Kawamoto could not be reached for this story, but HONOLULU Magazine got an exclusive interview with him in 2007, when he was happily still talking about his Kahala Avenue Mission. At the time, he planned to put Hawaiian families in at least eight homes.
“So the eight families, say they have 50 relatives and friends each, that will bring another 400 people to visit Kahala Avenue and have parties,” he said. “I want that community of 400 to play on the beach. That’s what I really wanted. If every weekend, a couple of hundred people visit the families and have fun, the project will be successful.”
When we asked Kawamoto what drives his Hawaii real estate decisions, he said: “I don’t actually think of what I do as a business. It’s a game. If there’s something I’m interested in, I just do it. Maybe you want to ask me why I’m giving away so many millions now on Kahala Avenue and not asking for anything back—do you want to ask me?”
We did, and so—after Kawamoto explained that he only uses his private money in Hawaii, never his business’ money—he said: “The whole point of the homeless people is because I wanted to do something fun with the money.
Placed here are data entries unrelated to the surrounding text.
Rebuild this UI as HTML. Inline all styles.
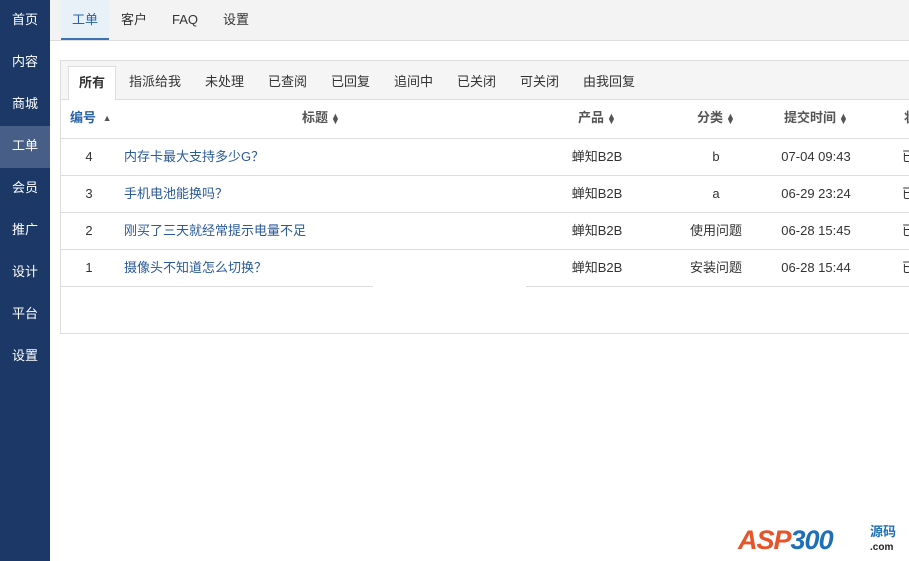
<!DOCTYPE html>
<html><head><meta charset="utf-8"><style>
*{margin:0;padding:0;box-sizing:border-box}
body{width:909px;height:561px;overflow:hidden;background:#fff;font-family:"Liberation Sans","Noto Sans CJK SC",sans-serif;font-size:13px;color:#333;position:relative}
.side{position:absolute;left:0;top:0;width:50px;height:561px;background:#1b3867}
.side div{height:42px;line-height:40px;color:#fff;text-align:center;font-size:13px}
.side .on{background:#475e87}
.top{position:absolute;left:50px;top:0;right:0;height:41px;background:#f3f3f3;border-bottom:1px solid #ddd}
.top span{position:absolute;top:0;height:40px;line-height:40px;text-align:center}
.top .on{background:#e8f0f8;border-bottom:2px solid #3a72b3;color:#2a62a8}
.panel{position:absolute;left:60px;top:60px;width:860px;height:274px;border:1px solid #ddd}
.tabs{height:39px;background:#f5f5f5;border-bottom:1px solid #ddd;position:relative}
.tabs span{position:absolute;top:0;line-height:42px}
.tabs .on{top:5px;left:7px;width:48px;height:34px;background:#fff;border:1px solid #ddd;border-bottom:none;text-align:center;line-height:31px;font-weight:bold}
.row{position:absolute;left:0;width:860px;height:37px;border-bottom:1px solid #ddd}
.row span{position:absolute;top:0;height:36px;line-height:36px;white-space:nowrap}
.c{transform:translateX(-50%)}
.hd span{color:#555;font-weight:bold}
.s{display:inline-block;font-size:9px;line-height:5px;vertical-align:middle;margin-left:3px}
a{color:#2a5a98;text-decoration:none}
</style></head><body>
<div class="side">
<div>首页</div><div>内容</div><div>商城</div><div class="on">工单</div><div>会员</div><div>推广</div><div>设计</div><div>平台</div><div>设置</div>
</div>
<div class="top">
<span class="on" style="left:11px;width:48px">工单</span>
<span style="left:71px">客户</span>
<span style="left:122px">FAQ</span>
<span style="left:173px">设置</span>
</div>
<div class="panel">
<div class="tabs">
<span class="on">所有</span>
<span style="left:68px">指派给我</span>
<span style="left:144px">未处理</span>
<span style="left:207px">已查阅</span>
<span style="left:270px">已回复</span>
<span style="left:333px">追间中</span>
<span style="left:396px">已关闭</span>
<span style="left:459px">可关闭</span>
<span style="left:522px">由我回复</span>
</div>
<div class="row hd" style="top:39px;height:39px">
<span style="left:9px;color:#2a62a8">编号 <span class="s" style="position:static;height:auto;line-height:5px">▲</span></span>
<span class="c" style="left:260px">标题<span class="s" style="position:static;height:auto;line-height:5px">▲<br>▼</span></span>
<span class="c" style="left:536px">产品<span class="s" style="position:static;height:auto;line-height:5px">▲<br>▼</span></span>
<span class="c" style="left:655px">分类<span class="s" style="position:static;height:auto;line-height:5px">▲<br>▼</span></span>
<span class="c" style="left:755px">提交时间<span class="s" style="position:static;height:auto;line-height:5px">▲<br>▼</span></span>
<span style="left:843px">状</span>
</div>
<div class="row" style="top:78px"><span class="c" style="left:28px">4</span><span style="left:63px"><a>内存卡最大支持多少G？</a></span><span class="c" style="left:536px">蝉知B2B</span><span class="c" style="left:655px">b</span><span class="c" style="left:755px">07-04 09:43</span><span style="left:841px">已</span></div>
<div class="row" style="top:115px"><span class="c" style="left:28px">3</span><span style="left:63px"><a>手机电池能换吗？</a></span><span class="c" style="left:536px">蝉知B2B</span><span class="c" style="left:655px">a</span><span class="c" style="left:755px">06-29 23:24</span><span style="left:841px">已</span></div>
<div class="row" style="top:152px"><span class="c" style="left:28px">2</span><span style="left:63px"><a>刚买了三天就经常提示电量不足</a></span><span class="c" style="left:536px">蝉知B2B</span><span class="c" style="left:655px">使用问题</span><span class="c" style="left:755px">06-28 15:45</span><span style="left:841px">已</span></div>
<div class="row" style="top:189px"><span class="c" style="left:28px">1</span><span style="left:63px"><a>摄像头不知道怎么切换？</a></span><span class="c" style="left:536px">蝉知B2B</span><span class="c" style="left:655px">安装问题</span><span class="c" style="left:755px">06-28 15:44</span><span style="left:841px">已</span></div>
<div style="position:absolute;left:312px;top:190px;width:153px;height:53px;background:#fff"></div>
</div>
<div style="position:absolute;left:738px;top:525px;font:italic bold 27px 'Liberation Sans',sans-serif;color:#e8532a;letter-spacing:-1px">ASP<span style="color:#1f6fb8">300</span></div>
<div style="position:absolute;left:870px;top:525px;font-size:13px;color:#1f6fb8;font-weight:bold;line-height:14px">源码<br><span style="font-size:10px;color:#222">.com</span></div>
</body></html>
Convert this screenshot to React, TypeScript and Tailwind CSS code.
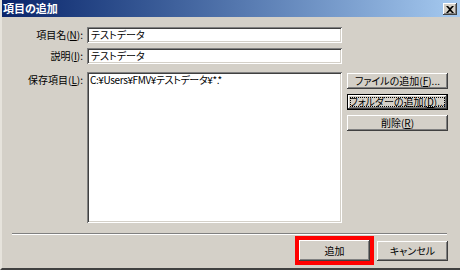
import React from "react";

const font = { fontFamily: '"Noto Sans CJK JP", "Noto Sans", sans-serif' };

const btn =
  "flex items-center justify-center whitespace-nowrap bg-[#d4d0c8] text-[10px] leading-none text-black shadow-[inset_-1px_-1px_0_#404040,inset_1px_1px_0_#ffffff,inset_-2px_-2px_0_#808080,inset_2px_2px_0_#d4d0c8]";
const sunken =
  "bg-white shadow-[inset_1px_1px_0_#808080,inset_-1px_-1px_0_#ffffff,inset_2px_2px_0_#404040,inset_-2px_-2px_0_#d4d0c8]";

function U({ c }: { c: string }) {
  return <span className="underline underline-offset-1">{c}</span>;
}

export default function App() {
  return (
    <div
      className="w-[460px] h-[270px] bg-[#d4d0c8] flex flex-col overflow-hidden border-l-2 border-l-[#e6e3dc] border-b-2 border-b-[#404040] [font-feature-settings:'palt'] text-black"
      style={font}
    >
      {/* Title bar */}
      <div className="h-[17px] flex items-center justify-between bg-gradient-to-r from-[#0a246a] to-[#a6caf0] pl-[1px] pr-[3px]">
        <span className="text-white font-bold text-[11px] leading-none">項目の追加</span>
        <div className={btn + " w-[14px] h-[12px] mt-[1px]"}>
          <svg width="8" height="7" viewBox="0 0 8 7">
            <path d="M0 0h2l2 2 2-2h2L5 3.5 8 7H6L4 5 2 7H0l3-3.5z" fill="#000" />
          </svg>
        </div>
      </div>

      {/* Body */}
      <div className="flex pt-[10px] pr-[12px]">
        <div className="flex flex-col">
          <div className="flex items-center h-[16px]">
            <div className="w-[85px] text-right pr-[4px] text-[10px] leading-none whitespace-nowrap">
              項目名(<U c="N" />):
            </div>
            <div className={sunken + " w-[255px] h-[16px] flex items-center pl-[4px] text-[10px] leading-none"}>
              テストデータ
            </div>
          </div>
          <div className="flex items-center h-[16px] mt-[5px]">
            <div className="w-[85px] text-right pr-[4px] text-[10px] leading-none whitespace-nowrap">
              説明(<U c="I" />):
            </div>
            <div className={sunken + " w-[255px] h-[16px] flex items-center pl-[4px] text-[10px] leading-none"}>
              テストデータ
            </div>
          </div>
          <div className="flex mt-[8px]">
            <div className="w-[85px] text-right pr-[4px] text-[10px] leading-none pt-[3px] whitespace-nowrap">
              保存項目(<U c="L" />):
            </div>
            <div className={sunken + " w-[255px] h-[151px] pl-[3px] pt-[3px] text-[10px] leading-none tracking-[-0.4px] whitespace-nowrap"}>
              C:¥Users¥FMV¥テストデータ¥*.*
            </div>
          </div>
        </div>

        <div className="flex flex-col ml-[5px] mt-[46px] gap-[5px]">
          <div className={btn + " w-[101px] h-[16px]"}>
            ファイルの追加(<U c="F" />)...
          </div>
          <div className="w-[101px] h-[16px] border border-black">
            <div className={btn + " w-full h-full relative"}>
              <div className="absolute inset-[2px] border border-dotted border-black" />
              フォルダーの追加(<U c="D" />)...
            </div>
          </div>
          <div className={btn + " w-[101px] h-[16px]"}>
            削除(<U c="R" />)
          </div>
        </div>
      </div>

      {/* Separator */}
      <div className="ml-[10px] mr-[13px] mt-[10px] h-[2px] border-t border-t-[#808080] border-b border-b-white" />

      {/* Bottom buttons */}
      <div className="flex justify-end items-center mt-[1px] pr-[12px] gap-[3px]">
        <div className="border-[4px] border-[#ff0000]">
          <div className={btn + " w-[71px] h-[21px]"}>追加</div>
        </div>
        <div className={btn + " w-[71px] h-[20px]"}>キャンセル</div>
      </div>
    </div>
  );
}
The hundreds of millions don’t really matter to me. I just want the families to be happy and have fun.”
When we asked him about his hobbies, he said he enjoys gardening and “styling and decorating” his houses. Then he said this: “Maybe you can say Kahala Avenue is my hobby, too. Instead of styling a house, I’m styling a town. I’m styling Kahala Avenue.”
Now, a decade after his grand makeover project began, Kahala Avenue is free to return to its original style.